Almon Brown, who works for the State Law Enforcement Division, testified at the murder trial of fired North Charleston officer Michael Slager on Thursday that the weapon was processed according to lab protocol. Brown, who combed the scene for evidence following the April 2015 shooting death of Walter Scott, says there is no doubt from the evidence that there was a struggle between Scott and Slager.
The defense earlier questioned Brown about why no fingerprints were taken from the officer’s Taser, which the defense contends Scott got control of before the shooting.
A dramatic cellphone video seen worldwide shows Scott running away without the spent Taser and falling to the ground dozens of feet away from Slager after being shot five times in the back.
The prosecution is calling witnesses for a sixth day in the murder trial of a former South Carolina police officer charged in the death of a black motorist.

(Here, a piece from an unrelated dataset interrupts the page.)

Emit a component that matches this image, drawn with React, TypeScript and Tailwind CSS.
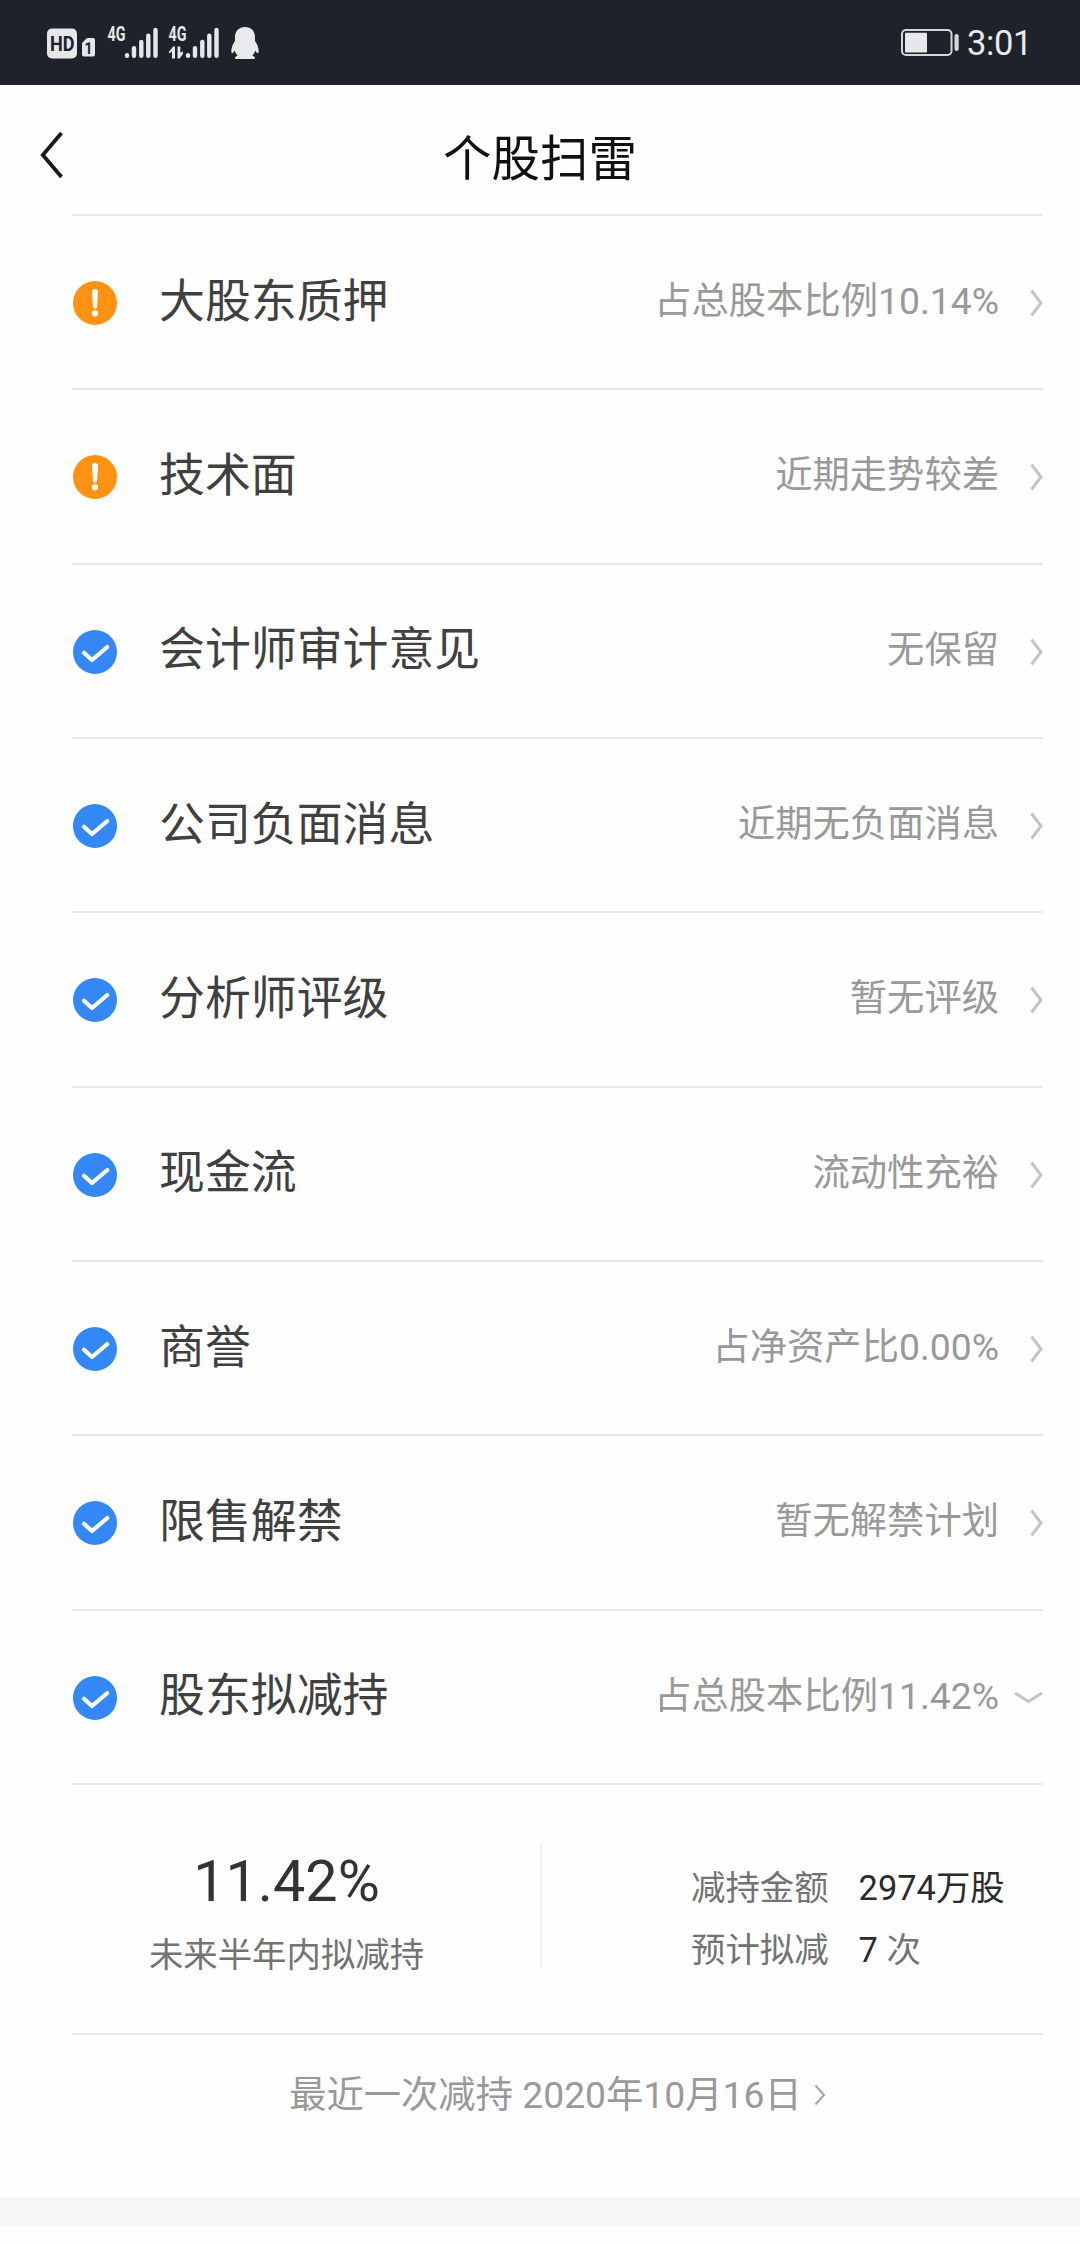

Former North Charleston patrolman Michael Slager is charged in the shooting of 50-year-old Walter Scott as he ran from a traffic stop in April 2015. Cellphone video that captured Scott being shot in the back stunned the nation.
As testimony begins Thursday, the prosecution has called 23 witnesses to lay out its case that although Slager may have been provoked by Scott running away, there was no justification for shooting him five times.
The defense has countered that the investigation was botched. Defense attorney Andy Savage noted Wednesday that people using a toy metal detector found bullets at the scene missed by state investigators.